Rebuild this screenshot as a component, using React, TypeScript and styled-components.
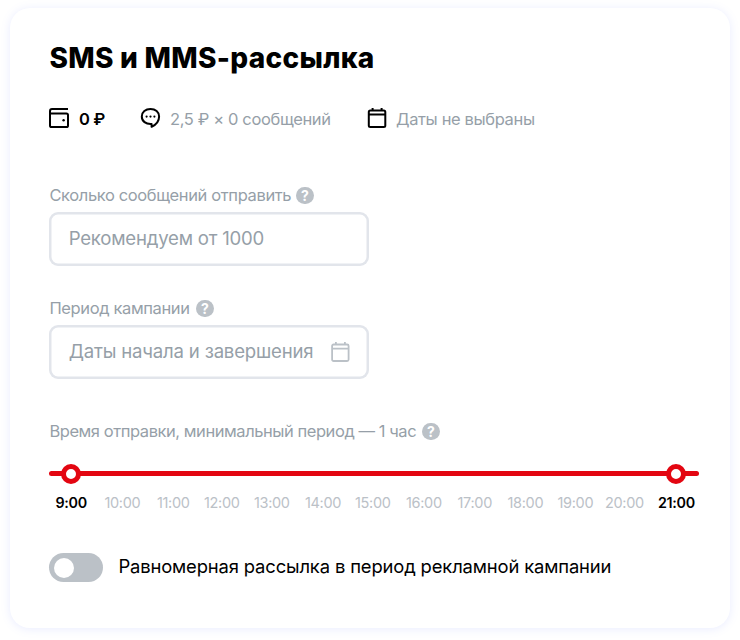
import React from "react";
import styled, { createGlobalStyle } from "styled-components";

const GlobalStyle = createGlobalStyle`
  * { box-sizing: border-box; }
  body { margin: 0; background: #fff; font-family: Inter, "Liberation Sans", sans-serif; }
`;

const Page = styled.main`
  width: 740px;
  height: 640px;
  padding: 8px 10px 12px;
  overflow: hidden;
`;

const Card = styled.section`
  display: flex;
  flex-direction: column;
  height: 620px;
  padding: 32px 31px 0 39.4px;
  border-radius: 20px;
  background: #fff;
  box-shadow: 0 1px 10px rgba(110, 125, 255, 0.15);
`;

const Title = styled.h1`
  margin: 0;
  height: 36px;
  font-size: 28px;
  line-height: 36px;
  font-weight: 800;
  letter-spacing: 0.3px;
  color: #000;
  white-space: nowrap;
`;

const Summary = styled.div`
  display: grid;
  grid-template-columns: 91px 227px auto;
  height: 24px;
  margin-top: 30px;
`;

const SummaryItem = styled.div<{ $strong?: boolean }>`
  display: flex;
  align-items: center;
  gap: 9px;
  font-size: 16.5px;
  line-height: 24px;
  font-weight: ${(p) => (p.$strong ? 600 : 400)};
  letter-spacing: -0.37px;
  color: ${(p) => (p.$strong ? "#000" : "#969fa8")};
  white-space: nowrap;
  svg { flex: none; color: #000; }
  span { position: relative; top: 1px; left: -0.4px; }
`;

const Field = styled.div<{ $top: number }>`
  width: 320px;
  margin-top: ${(p) => p.$top}px;
`;

const Label = styled.div<{ $gap: number; $track?: number }>`
  display: flex;
  align-items: center;
  gap: ${(p) => p.$gap}px;
  height: 24px;
  font-size: 16.5px;
  line-height: 23px;
  letter-spacing: ${(p) => p.$track ?? -0.37}px;
  color: #969fa8;
  white-space: nowrap;
`;

const Input = styled.div<{ $track: number }>`
  display: flex;
  align-items: center;
  justify-content: space-between;
  width: 320px;
  height: 54px;
  margin-top: 5px;
  padding: 0 18.4px 3px 19.3px;
  box-shadow: inset 0 0 0 2.5px #e2e5eb;
  border-radius: 9px;
  font-size: 18.6px;
  letter-spacing: ${(p) => p.$track}px;
  color: #969fa8;
  white-space: nowrap;
  svg { position: relative; top: 1.5px; color: #bbc1c7; }
`;

const TimeBlock = styled.div`
  margin-top: 40px;
`;

const Slider = styled.div`
  position: relative;
  width: 649.5px;
  height: 5px;
  margin-top: 28px;
  border-radius: 3px;
  background: #e30611;
`;

const Thumb = styled.span<{ $x: number }>`
  position: absolute;
  top: -7.5px;
  left: ${(p) => p.$x}px;
  width: 20px;
  height: 20px;
  border: 5px solid #e30611;
  border-radius: 50%;
  background: #fff;
`;

const Hours = styled.div`
  display: grid;
  grid-template-columns: 49px 52.5px 47px 50px 51px 50px 51px 51.5px 50px 50px 47.5px 53px 40px;
  margin: 17px 0 0 6px;
  line-height: 20px;
`;

const Hour = styled.span<{ $active: boolean }>`
  font-size: ${(p) => (p.$active ? 14.3 : 14.5)}px;
  font-weight: ${(p) => (p.$active ? 600 : 400)};
  letter-spacing: -0.3px;
  color: ${(p) => (p.$active ? "#000" : "#bbc1c7")};
`;

const ToggleRow = styled.div`
  display: flex;
  align-items: center;
  height: 30px;
  margin-top: 39.4px;
  gap: 15px;
  font-size: 18.4px;
  letter-spacing: -0.14px;
  color: #000;
  white-space: nowrap;
  span { position: relative; top: -1px; }
`;

const Switch = styled.div`
  width: 54px;
  height: 29.5px;
  padding: 5px;
  border-radius: 15px;
  background: #bbc1c7;
  &::before {
    content: "";
    display: block;
    width: 20px;
    height: 20px;
    border-radius: 50%;
    background: #fff;
  }
`;

const WalletIcon = () => (
  <svg width="21" height="22" viewBox="0.2 0 21 22" fill="none" stroke="currentColor" strokeWidth="2">
    <path d="M19.2 2H3.2Q1.2 2 1.2 4.2V18.4Q1.2 20 2.8 20H17.6Q19.2 20 19.2 18.4V8Q19.2 6.4 17.6 6.4H1.2" />
    <circle cx="14.8" cy="13.2" r="1.2" fill="currentColor" stroke="none" />
  </svg>
);

const ChatIcon = () => (
  <svg width="21" height="22" viewBox="0 0 21 22">
    <path d="M10.5 2C15.4 2 19.1 5 19.1 9.5C19.1 14.6 15.5 18 11.6 19.8V17C5.8 17.4 1.8 14.2 1.8 9.5C1.8 5 5.6 2 10.5 2Z" fill="none" stroke="currentColor" strokeWidth="2" strokeLinejoin="round" />
    <circle cx="6.6" cy="9.6" r="1.1" fill="currentColor" />
    <circle cx="10.5" cy="9.6" r="1.1" fill="currentColor" />
    <circle cx="14.4" cy="9.6" r="1.1" fill="currentColor" />
  </svg>
);

const CalendarIcon = ({ thin = false }: { thin?: boolean }) => (
  <svg width="20" height="22" viewBox={thin ? "0.4 0 20 22" : "-0.3 0 20 22"} fill="none" stroke="currentColor" strokeWidth={thin ? 1.8 : 2}>
    <rect x="1.5" y="3.5" width="16.5" height="16.5" rx="1.5" />
    <path d="M1.5 7.6H18M5.3 1V4M14.3 1V4" />
  </svg>
);

const Badge = styled.span`
  display: flex;
  align-items: center;
  justify-content: center;
  width: 17.5px;
  height: 17.5px;
  margin-top: 1px;
  border-radius: 50%;
  background: #bbc1c7;
  color: #fff;
  font-size: 14px;
  line-height: 17px;
  font-weight: 700;
  letter-spacing: 0;
`;

const Help = () => <Badge>?</Badge>;

const hours = Array.from({ length: 13 }, (_, i) => `${i + 9}:00`);

export default function App() {
  return (
    <Page>
      <GlobalStyle />
      <Card>
        <Title>SMS и MMS-рассылка</Title>
        <Summary>
          <SummaryItem $strong><WalletIcon /><span>0 ₽</span></SummaryItem>
          <SummaryItem><ChatIcon /><span>2,5 ₽ × 0 сообщений</span></SummaryItem>
          <SummaryItem><CalendarIcon /><span>Даты не выбраны</span></SummaryItem>
        </Summary>
        <Field $top={53}>
          <Label $gap={5}>Сколько сообщений отправить<Help /></Label>
          <Input $track={-0.22}>Рекомендуем от 1000</Input>
        </Field>
        <Field $top={30}>
          <Label $gap={6.5}>Период кампании<Help /></Label>
          <Input $track={-0.2}>Даты начала и завершения<CalendarIcon thin /></Input>
        </Field>
        <TimeBlock>
          <Label $gap={6} $track={-0.44}>Время отправки, минимальный период — 1 час<Help /></Label>
          <Slider><Thumb $x={12.1} /><Thumb $x={617.1} /></Slider>
          <Hours>
            {hours.map((h, i) => (
              <Hour key={h} $active={i === 0 || i === hours.length - 1}>{h}</Hour>
            ))}
          </Hours>
        </TimeBlock>
        <ToggleRow>
          <Switch />
          <span>Равномерная рассылка в период рекламной кампании</span>
        </ToggleRow>
      </Card>
    </Page>
  );
}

• **TASK DIRECTIONS**
Leave the images out and output the remaining material exactly as it stands.

• **WORKED ANSWER**
Rebuild this screenshot as a component, using React, TypeScript and styled-components.
import React from "react";
import styled, { createGlobalStyle } from "styled-components";

const GlobalStyle = createGlobalStyle`
  * { box-sizing: border-box; }
  body { margin: 0; background: #fff; font-family: Inter, "Liberation Sans", sans-serif; }
`;

const Page = styled.main`
  width: 740px;
  height: 640px;
  padding: 8px 10px 12px;
  overflow: hidden;
`;

const Card = styled.section`
  display: flex;
  flex-direction: column;
  height: 620px;
  padding: 32px 31px 0 39.4px;
  border-radius: 20px;
  background: #fff;
  box-shadow: 0 1px 10px rgba(110, 125, 255, 0.15);
`;

const Title = styled.h1`
  margin: 0;
  height: 36px;
  font-size: 28px;
  line-height: 36px;
  font-weight: 800;
  letter-spacing: 0.3px;
  color: #000;
  white-space: nowrap;
`;

const Summary = styled.div`
  display: grid;
  grid-template-columns: 91px 227px auto;
  height: 24px;
  margin-top: 30px;
`;

const SummaryItem = styled.div<{ $strong?: boolean }>`
  display: flex;
  align-items: center;
  gap: 9px;
  font-size: 16.5px;
  line-height: 24px;
  font-weight: ${(p) => (p.$strong ? 600 : 400)};
  letter-spacing: -0.37px;
  color: ${(p) => (p.$strong ? "#000" : "#969fa8")};
  white-space: nowrap;
  svg { flex: none; color: #000; }
  span { position: relative; top: 1px; left: -0.4px; }
`;

const Field = styled.div<{ $top: number }>`
  width: 320px;
  margin-top: ${(p) => p.$top}px;
`;

const Label = styled.div<{ $gap: number; $track?: number }>`
  display: flex;
  align-items: center;
  gap: ${(p) => p.$gap}px;
  height: 24px;
  font-size: 16.5px;
  line-height: 23px;
  letter-spacing: ${(p) => p.$track ?? -0.37}px;
  color: #969fa8;
  white-space: nowrap;
`;

const Input = styled.div<{ $track: number }>`
  display: flex;
  align-items: center;
  justify-content: space-between;
  width: 320px;
  height: 54px;
  margin-top: 5px;
  padding: 0 18.4px 3px 19.3px;
  box-shadow: inset 0 0 0 2.5px #e2e5eb;
  border-radius: 9px;
  font-size: 18.6px;
  letter-spacing: ${(p) => p.$track}px;
  color: #969fa8;
  white-space: nowrap;
  svg { position: relative; top: 1.5px; color: #bbc1c7; }
`;

const TimeBlock = styled.div`
  margin-top: 40px;
`;

const Slider = styled.div`
  position: relative;
  width: 649.5px;
  height: 5px;
  margin-top: 28px;
  border-radius: 3px;
  background: #e30611;
`;

const Thumb = styled.span<{ $x: number }>`
  position: absolute;
  top: -7.5px;
  left: ${(p) => p.$x}px;
  width: 20px;
  height: 20px;
  border: 5px solid #e30611;
  border-radius: 50%;
  background: #fff;
`;

const Hours = styled.div`
  display: grid;
  grid-template-columns: 49px 52.5px 47px 50px 51px 50px 51px 51.5px 50px 50px 47.5px 53px 40px;
  margin: 17px 0 0 6px;
  line-height: 20px;
`;

const Hour = styled.span<{ $active: boolean }>`
  font-size: ${(p) => (p.$active ? 14.3 : 14.5)}px;
  font-weight: ${(p) => (p.$active ? 600 : 400)};
  letter-spacing: -0.3px;
  color: ${(p) => (p.$active ? "#000" : "#bbc1c7")};
`;

const ToggleRow = styled.div`
  display: flex;
  align-items: center;
  height: 30px;
  margin-top: 39.4px;
  gap: 15px;
  font-size: 18.4px;
  letter-spacing: -0.14px;
  color: #000;
  white-space: nowrap;
  span { position: relative; top: -1px; }
`;

const Switch = styled.div`
  width: 54px;
  height: 29.5px;
  padding: 5px;
  border-radius: 15px;
  background: #bbc1c7;
  &::before {
    content: "";
    display: block;
    width: 20px;
    height: 20px;
    border-radius: 50%;
    background: #fff;
  }
`;

const WalletIcon = () => (
  <svg width="21" height="22" viewBox="0.2 0 21 22" fill="none" stroke="currentColor" strokeWidth="2">
    <path d="M19.2 2H3.2Q1.2 2 1.2 4.2V18.4Q1.2 20 2.8 20H17.6Q19.2 20 19.2 18.4V8Q19.2 6.4 17.6 6.4H1.2" />
    <circle cx="14.8" cy="13.2" r="1.2" fill="currentColor" stroke="none" />
  </svg>
);

const ChatIcon = () => (
  <svg width="21" height="22" viewBox="0 0 21 22">
    <path d="M10.5 2C15.4 2 19.1 5 19.1 9.5C19.1 14.6 15.5 18 11.6 19.8V17C5.8 17.4 1.8 14.2 1.8 9.5C1.8 5 5.6 2 10.5 2Z" fill="none" stroke="currentColor" strokeWidth="2" strokeLinejoin="round" />
    <circle cx="6.6" cy="9.6" r="1.1" fill="currentColor" />
    <circle cx="10.5" cy="9.6" r="1.1" fill="currentColor" />
    <circle cx="14.4" cy="9.6" r="1.1" fill="currentColor" />
  </svg>
);

const CalendarIcon = ({ thin = false }: { thin?: boolean }) => (
  <svg width="20" height="22" viewBox={thin ? "0.4 0 20 22" : "-0.3 0 20 22"} fill="none" stroke="currentColor" strokeWidth={thin ? 1.8 : 2}>
    <rect x="1.5" y="3.5" width="16.5" height="16.5" rx="1.5" />
    <path d="M1.5 7.6H18M5.3 1V4M14.3 1V4" />
  </svg>
);

const Badge = styled.span`
  display: flex;
  align-items: center;
  justify-content: center;
  width: 17.5px;
  height: 17.5px;
  margin-top: 1px;
  border-radius: 50%;
  background: #bbc1c7;
  color: #fff;
  font-size: 14px;
  line-height: 17px;
  font-weight: 700;
  letter-spacing: 0;
`;

const Help = () => <Badge>?</Badge>;

const hours = Array.from({ length: 13 }, (_, i) => `${i + 9}:00`);

export default function App() {
  return (
    <Page>
      <GlobalStyle />
      <Card>
        <Title>SMS и MMS-рассылка</Title>
        <Summary>
          <SummaryItem $strong><WalletIcon /><span>0 ₽</span></SummaryItem>
          <SummaryItem><ChatIcon /><span>2,5 ₽ × 0 сообщений</span></SummaryItem>
          <SummaryItem><CalendarIcon /><span>Даты не выбраны</span></SummaryItem>
        </Summary>
        <Field $top={53}>
          <Label $gap={5}>Сколько сообщений отправить<Help /></Label>
          <Input $track={-0.22}>Рекомендуем от 1000</Input>
        </Field>
        <Field $top={30}>
          <Label $gap={6.5}>Период кампании<Help /></Label>
          <Input $track={-0.2}>Даты начала и завершения<CalendarIcon thin /></Input>
        </Field>
        <TimeBlock>
          <Label $gap={6} $track={-0.44}>Время отправки, минимальный период — 1 час<Help /></Label>
          <Slider><Thumb $x={12.1} /><Thumb $x={617.1} /></Slider>
          <Hours>
            {hours.map((h, i) => (
              <Hour key={h} $active={i === 0 || i === hours.length - 1}>{h}</Hour>
            ))}
          </Hours>
        </TimeBlock>
        <ToggleRow>
          <Switch />
          <span>Равномерная рассылка в период рекламной кампании</span>
        </ToggleRow>
      </Card>
    </Page>
  );
}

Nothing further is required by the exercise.